18 minutes into the documentary, STS-1 is launched. The high quality sound and footage follows Columbia to SRB separation before skipping to the external tank separating. On-orbit tasks are shown, including the opening of the payload bays and inspecting non-critical tiles which were blown loose during the launch. High quality images of the Earth are then shown, before Columbia prepares for the descent back to Earth. The large crowds are shown cheering as the sonic boom of the returning Shuttle is heard. Columbia then made a nominal landing at Edwards Air Force Base, where the astronauts left Columbia and greeted the waiting crowd, talking about how spectacular the mission was. The reusability of Columbia is mentioned before it is flown back to the Kennedy Space Center. The documentary fades out showing the launch of STS-2, showing that Columbia was a reusable spacecraft.

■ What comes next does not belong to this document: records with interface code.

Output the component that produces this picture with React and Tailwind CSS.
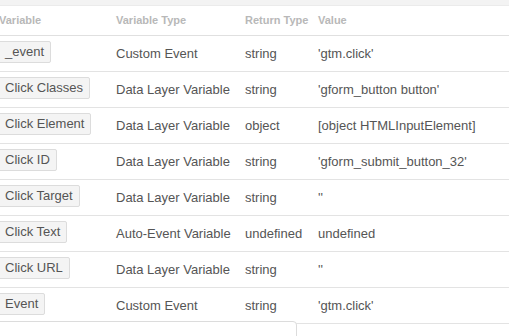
import React from 'react';

const rows = [
    { name: '_event', type: 'Custom Event', ret: 'string', value: "'gtm.click'" },
    { name: 'Click Classes', type: 'Data Layer Variable', ret: 'string', value: "'gform_button button'" },
    { name: 'Click Element', type: 'Data Layer Variable', ret: 'object', value: '[object HTMLInputElement]' },
    { name: 'Click ID', type: 'Data Layer Variable', ret: 'string', value: "'gform_submit_button_32'" },
    { name: 'Click Target', type: 'Data Layer Variable', ret: 'string', value: "''" },
    { name: 'Click Text', type: 'Auto-Event Variable', ret: 'undefined', value: 'undefined' },
    { name: 'Click URL', type: 'Data Layer Variable', ret: 'string', value: "''" },
    { name: 'Event', type: 'Custom Event', ret: 'string', value: "'gtm.click'" },
];

const App = () => {
    return (
        <div className="relative w-[509px] h-[336px] overflow-hidden bg-white font-['Liberation_Sans',Arial,sans-serif]">
            <div className="h-[6px] bg-[#f3f3f3] border-b border-[#ebebeb]"></div>

            {/* header */}
            <div className="grid grid-cols-[116px_129px_73px_1fr] h-[30px] items-center border-b border-[#e0e0e0] text-[11px] font-bold text-[#b8b8b8]">
                <div className="ml-[-1px]">Variable</div>
                <div>Variable Type</div>
                <div>Return Type</div>
                <div>Value</div>
            </div>

            {rows.map((r) => (
                <div key={r.name} className="grid grid-cols-[116px_129px_73px_1fr] h-[36px] items-center border-b border-[#e3e3e3] text-[13px] text-[#555]">
                    <div className="flex mb-[3px]">
                        <span className="ml-[-2px] h-[22px] leading-[19px] px-[6px] bg-[#f4f4f4] border border-[#dcdcdc] rounded-[2px] text-[#555]">
                            {r.name}
                        </span>
                    </div>
                    <div>{r.type}</div>
                    <div>{r.ret}</div>
                    <div className="whitespace-nowrap">{r.value}</div>
                </div>
            ))}

            {/* tab peeking in at the bottom */}
            <div className="absolute left-[-1px] top-[321px] w-[298px] h-[30px] bg-white border border-[#dcdcdc] rounded-tr-[4px]"></div>
        </div>
    );
};

export default App;
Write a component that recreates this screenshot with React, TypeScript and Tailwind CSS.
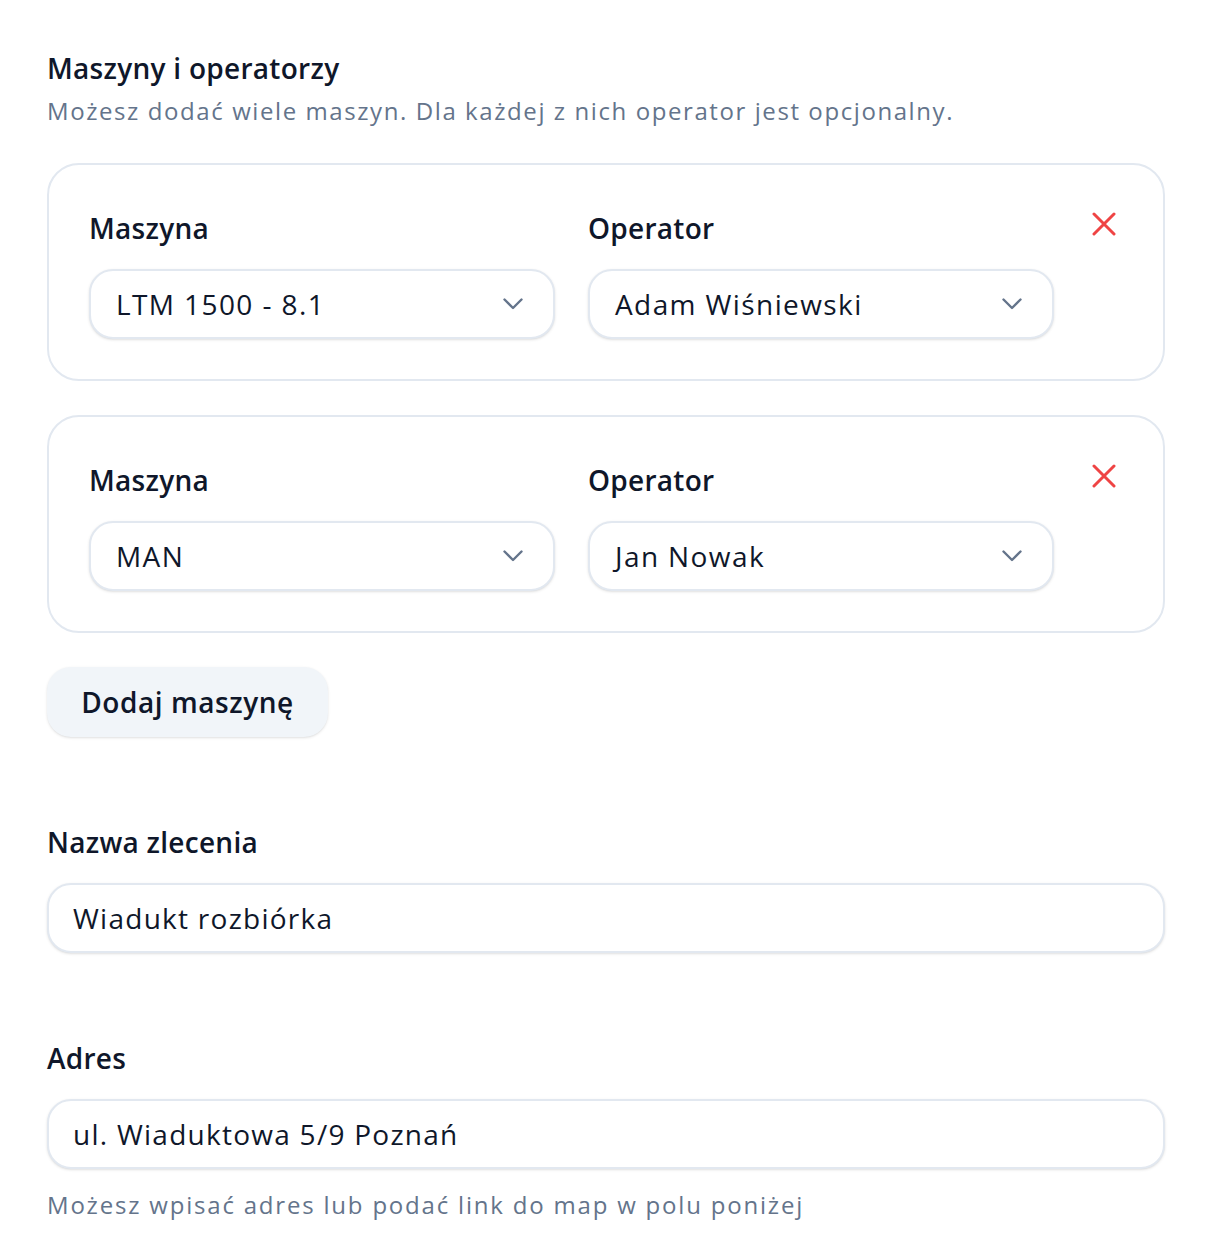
import React from 'react';

const FONT = { fontFamily: '"Open Sans", "Noto Sans", sans-serif' };

const Chevron: React.FC = () => (
  <svg width="20" height="12" viewBox="0 0 20 12" fill="none" className="shrink-0">
    <polyline points="1.5,1.5 10,10 18.5,1.5" stroke="#64748b" strokeWidth="2.4" strokeLinecap="round" strokeLinejoin="round" />
  </svg>
);

const CloseIcon: React.FC = () => (
  <svg width="24" height="24" viewBox="0 0 24 24" fill="none">
    <path d="M2 2L22 22M22 2L2 22" stroke="#ef4444" strokeWidth="3" strokeLinecap="round" />
  </svg>
);

const SelectBox: React.FC<{ value: string }> = ({ value }) => (
  <div className="flex h-[70px] w-[466px] items-center justify-between rounded-[24px] border-2 border-[#e2e8f0] bg-white pl-[25px] pr-[30px] shadow-sm">
    <span className="text-[28px] tracking-[0.05em] text-[#0f172a]">{value}</span>
    <Chevron />
  </div>
);

const MachineRow: React.FC<{ machine: string; operator: string }> = ({ machine, operator }) => (
  <div className="flex rounded-[32px] border-2 border-[#e2e8f0] pb-[40px] pl-[40px] pt-[45px]">
    <div className="flex gap-[33px]">
      <div>
        <div className="h-[36px] text-[28px] font-semibold leading-[36px] tracking-[0.01em] text-[#0f172a]">Maszyna</div>
        <div className="mt-[23px]">
          <SelectBox value={machine} />
        </div>
      </div>
      <div>
        <div className="h-[36px] text-[28px] font-semibold leading-[36px] tracking-[0.01em] text-[#0f172a]">Operator</div>
        <div className="mt-[23px]">
          <SelectBox value={operator} />
        </div>
      </div>
    </div>
    <div className="ml-[38px] mt-[2px]">
      <button type="button" className="p-0">
        <CloseIcon />
      </button>
    </div>
  </div>
);

const TextField: React.FC<{ label: string; value: string }> = ({ label, value }) => (
  <div>
    <div className="h-[36px] text-[28px] font-semibold leading-[36px] tracking-[0.01em] text-[#0f172a]">{label}</div>
    <div className="mt-[23px] flex h-[70px] items-center rounded-[24px] border-2 border-[#e2e8f0] bg-white pl-[24px] shadow-sm">
      <span className="text-[28px] tracking-[0.045em] text-[#0f172a]">{value}</span>
    </div>
  </div>
);

export default function App() {
  return (
    <div className="min-h-screen bg-white" style={FONT}>
      <div className="w-[1165px] pb-[17px] pl-[47px] pt-[50px]">
        <h2 className="text-[28px] font-semibold leading-[36px] tracking-[0.01em] text-[#0f172a]">Maszyny i operatorzy</h2>
        <p className="mt-[9px] text-[24px] leading-[32px] tracking-[0.066em] text-[#64748b]">
          Możesz dodać wiele maszyn. Dla każdej z nich operator jest opcjonalny.
        </p>

        <div className="mt-[36px] flex flex-col gap-[34px]">
          <MachineRow machine="LTM 1500 - 8.1" operator="Adam Wiśniewski" />
          <MachineRow machine="MAN" operator="Jan Nowak" />
        </div>

        <button
          type="button"
          className="mt-[34px] h-[70px] w-[281px] rounded-[24px] bg-[#f1f5f9] text-[28px] font-semibold tracking-[0.02em] text-[#0f172a] shadow-sm"
        >
          Dodaj maszynę
        </button>

        <div className="mt-[87px]">
          <TextField label="Nazwa zlecenia" value="Wiadukt rozbiórka" />
        </div>

        <div className="mt-[87px]">
          <TextField label="Adres" value="ul. Wiaduktowa 5/9 Poznań" />
        </div>
        <p className="mt-[20px] text-[24px] leading-[32px] tracking-[0.075em] text-[#64748b]">
          Możesz wpisać adres lub podać link do map w polu poniżej
        </p>
      </div>
    </div>
  );
}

== Creating the documentary ==
This documentary was unusual as it was made completely by a third party. Previously, NASA preferred to make their own documentary for scientific accuracy. Approval to fly an IMAX camera didn't end up happening until the Space Shuttle was deemed operational after STS-4. Taking a cue that the IMAX camera highly realistic experience would be able to make viewers feel like they were on the Space Shuttle, Graeme Ferguson lobbied NASA to fly an IMAX camera on the Space Shuttle. NASA was positive about the proposal as it would show off the STS program in a positive light and get the public excited. Hail Columbia was a big push to allow the IMAX camera to fly to space, due to how well the documentary had been made.

The documentary was intended not to be a promotional piece for NASM, NASA, Lockheed or IMAX. The film was intended to be an educational and uplifting film about spaceflight. Following approval to fly into space in 1984, astronauts were trained how to use the camera, and it was finally flown into space on Space Shuttle Challenger on STS-41C. STS-41D (Space Shuttle Discovery) and STS-41G (Space Shuttle Challenger) were also featured in this to make the documentary, The Dream is Alive.

== Release ==
The documentary was released in theatres on June 15, 1982. It was released on LaserDisc and VHS in 1995, and on DVD in October 2001. The film is 37 minutes long and was the first of a string of IMAX documentaries featuring the Space Shuttle.

== Impact on society ==
The documentary was designed to get people excited about space, particularly about the Space Shuttle which was meant to make space easily accessible and cheap for everyone. Ultimately, this never came to be due to a string of design flaws such as the Space Shuttle tiles which were damaged or broken on multiple flights including STS-1. Partially due to this, the Space Shuttle became too expensive to be a method for everyone to get to space. Despite this, due to the long life of the Shuttle, and help from IMAX documentaries, the Space Shuttle became a household name and children's favourite rocket for over three decades. After damaged tiles compromised Columbia during reentry on February 1, 2003, the phrase Hail Columbia was used as a tribute to the shuttle and a slogan for the recovery efforts.